The example would have been better if instead of calling echo both inside the function and outside it had called another function which had outputted var.

bash$ show(){ printf "   The value of %s in %s is '%s'\n" $1 $2 ${!1} ; }
bash$ bar(){ show v1 bar_$1 ; }
bash$ foo(){ show v1 before_foo ; local v1 ; show v1 after_local ; \ 
               v1="changed"; show v1 after_change ; bar via_foo ; }
bash$ v1="global"
bash$ show v1 global_scope
   The value of v1 in global_scope is 'global'
bash$ foo
   The value of v1 in before_foo is 'global'
   The value of v1 in after_local is ''
   The value of v1 in after_change is 'changed'
   The value of v1 in bar_via_foo is 'changed'
bash$ bar direct
   The value of v1 in bar_direct is 'global'
bash$ show v1 global_scope
   The value of v1 in global_scope is 'global'

Here you can see in the call to bar from inside foo picks up the value of v1 that was established by foo.

A web search for dynamic scope vs lexical scope might help.

1
  • "At the end of the function it will be restored", this makes my mind clear! Thanks Commented Sep 24, 2017 at 4:00
3

In Bash, local variables must be explicitly called, or else they will be treated as global.

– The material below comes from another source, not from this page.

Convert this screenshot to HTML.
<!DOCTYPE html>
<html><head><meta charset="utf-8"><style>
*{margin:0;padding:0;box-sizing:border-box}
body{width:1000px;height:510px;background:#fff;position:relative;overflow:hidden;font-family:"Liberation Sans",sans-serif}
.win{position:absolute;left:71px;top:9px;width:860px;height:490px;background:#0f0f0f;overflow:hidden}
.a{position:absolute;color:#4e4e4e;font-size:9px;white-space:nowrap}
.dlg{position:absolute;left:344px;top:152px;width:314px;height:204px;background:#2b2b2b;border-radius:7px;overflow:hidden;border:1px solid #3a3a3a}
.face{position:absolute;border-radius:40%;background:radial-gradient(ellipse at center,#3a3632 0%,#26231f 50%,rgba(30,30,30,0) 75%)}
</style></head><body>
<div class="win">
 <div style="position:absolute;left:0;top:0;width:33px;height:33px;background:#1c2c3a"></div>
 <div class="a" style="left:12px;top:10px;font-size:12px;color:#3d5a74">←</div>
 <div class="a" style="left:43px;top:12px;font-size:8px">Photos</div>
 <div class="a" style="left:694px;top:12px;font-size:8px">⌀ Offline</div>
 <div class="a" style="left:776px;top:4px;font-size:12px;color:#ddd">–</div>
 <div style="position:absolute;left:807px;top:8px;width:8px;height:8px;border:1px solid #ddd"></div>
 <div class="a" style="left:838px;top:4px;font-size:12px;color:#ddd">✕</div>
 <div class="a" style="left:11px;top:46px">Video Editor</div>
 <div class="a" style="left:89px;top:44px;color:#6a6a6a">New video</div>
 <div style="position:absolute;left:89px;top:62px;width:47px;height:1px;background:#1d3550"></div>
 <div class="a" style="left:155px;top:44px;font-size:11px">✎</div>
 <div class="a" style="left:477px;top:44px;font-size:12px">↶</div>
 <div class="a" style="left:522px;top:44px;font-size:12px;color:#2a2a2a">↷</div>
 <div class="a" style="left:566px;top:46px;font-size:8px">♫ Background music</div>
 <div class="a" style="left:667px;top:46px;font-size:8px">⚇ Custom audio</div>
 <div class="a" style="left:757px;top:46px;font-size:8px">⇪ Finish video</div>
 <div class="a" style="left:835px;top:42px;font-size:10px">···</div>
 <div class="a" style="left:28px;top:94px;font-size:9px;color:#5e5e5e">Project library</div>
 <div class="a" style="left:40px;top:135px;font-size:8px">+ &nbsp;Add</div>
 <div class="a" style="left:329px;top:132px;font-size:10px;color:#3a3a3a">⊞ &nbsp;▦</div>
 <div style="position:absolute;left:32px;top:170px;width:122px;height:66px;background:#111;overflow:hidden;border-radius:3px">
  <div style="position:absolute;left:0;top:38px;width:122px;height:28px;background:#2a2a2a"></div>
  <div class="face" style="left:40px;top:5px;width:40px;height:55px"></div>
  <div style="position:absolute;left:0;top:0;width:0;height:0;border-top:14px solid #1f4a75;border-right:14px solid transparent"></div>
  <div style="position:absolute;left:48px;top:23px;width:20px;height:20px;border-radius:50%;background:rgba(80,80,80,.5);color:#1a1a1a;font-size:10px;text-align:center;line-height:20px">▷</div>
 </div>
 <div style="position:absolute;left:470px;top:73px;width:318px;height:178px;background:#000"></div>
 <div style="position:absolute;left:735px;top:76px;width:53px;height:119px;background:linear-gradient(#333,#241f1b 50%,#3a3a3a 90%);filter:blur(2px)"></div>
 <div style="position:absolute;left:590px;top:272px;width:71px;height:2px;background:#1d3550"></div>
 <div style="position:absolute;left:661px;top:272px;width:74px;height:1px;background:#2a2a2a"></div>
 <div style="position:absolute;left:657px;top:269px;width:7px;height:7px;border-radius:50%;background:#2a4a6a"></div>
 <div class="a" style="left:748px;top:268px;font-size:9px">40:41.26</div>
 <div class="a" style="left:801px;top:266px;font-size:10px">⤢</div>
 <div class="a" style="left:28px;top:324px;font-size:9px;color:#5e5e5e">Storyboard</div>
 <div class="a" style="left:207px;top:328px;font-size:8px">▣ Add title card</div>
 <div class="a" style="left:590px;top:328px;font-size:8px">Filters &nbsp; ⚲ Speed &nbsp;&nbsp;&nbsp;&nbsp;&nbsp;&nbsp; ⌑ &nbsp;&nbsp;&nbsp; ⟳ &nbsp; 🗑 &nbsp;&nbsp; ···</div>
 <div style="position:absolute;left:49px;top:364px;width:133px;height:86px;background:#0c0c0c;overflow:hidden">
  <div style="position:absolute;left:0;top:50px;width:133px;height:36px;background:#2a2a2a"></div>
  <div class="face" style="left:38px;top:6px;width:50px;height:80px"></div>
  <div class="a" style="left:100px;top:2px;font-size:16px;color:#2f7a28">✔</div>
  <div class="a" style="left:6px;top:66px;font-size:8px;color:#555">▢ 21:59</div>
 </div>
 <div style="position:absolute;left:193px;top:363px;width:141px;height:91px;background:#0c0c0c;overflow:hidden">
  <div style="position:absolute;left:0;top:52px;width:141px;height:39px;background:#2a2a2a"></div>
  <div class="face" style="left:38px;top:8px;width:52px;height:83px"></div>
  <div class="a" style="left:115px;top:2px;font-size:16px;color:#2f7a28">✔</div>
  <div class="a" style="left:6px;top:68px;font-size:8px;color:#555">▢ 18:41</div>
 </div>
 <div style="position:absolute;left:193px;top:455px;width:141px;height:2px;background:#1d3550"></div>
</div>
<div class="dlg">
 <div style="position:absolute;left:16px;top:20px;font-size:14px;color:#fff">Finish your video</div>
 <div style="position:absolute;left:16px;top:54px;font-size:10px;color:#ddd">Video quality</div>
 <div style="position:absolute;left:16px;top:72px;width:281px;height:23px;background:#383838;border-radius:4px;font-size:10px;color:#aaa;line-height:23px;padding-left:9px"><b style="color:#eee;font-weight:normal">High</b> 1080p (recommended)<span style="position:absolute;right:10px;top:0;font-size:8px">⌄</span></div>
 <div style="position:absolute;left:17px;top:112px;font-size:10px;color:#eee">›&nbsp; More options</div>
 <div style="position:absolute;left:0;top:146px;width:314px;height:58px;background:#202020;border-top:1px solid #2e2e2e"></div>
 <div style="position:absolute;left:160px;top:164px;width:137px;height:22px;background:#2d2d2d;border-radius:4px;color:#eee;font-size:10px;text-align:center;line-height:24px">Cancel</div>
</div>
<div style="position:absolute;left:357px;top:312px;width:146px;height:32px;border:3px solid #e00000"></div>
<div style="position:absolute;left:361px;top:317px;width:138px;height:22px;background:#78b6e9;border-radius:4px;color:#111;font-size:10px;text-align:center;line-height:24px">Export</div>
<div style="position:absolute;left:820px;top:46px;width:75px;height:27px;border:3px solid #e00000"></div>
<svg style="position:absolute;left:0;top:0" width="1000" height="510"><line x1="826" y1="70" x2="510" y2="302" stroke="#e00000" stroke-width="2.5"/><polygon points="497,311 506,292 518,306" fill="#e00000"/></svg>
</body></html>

Even inside of functions (which is where the scope applies).

And, whatever scope was last set on a variable--either local, via an explicit declaration of the word local, or global via omission--will be what is returned at the time that it is called via echo.

So, in your example, after the function is called, local scope is set on var1, so any changes to this variable do not persist outside the function. But global stays set on var2, so changes to this variable do.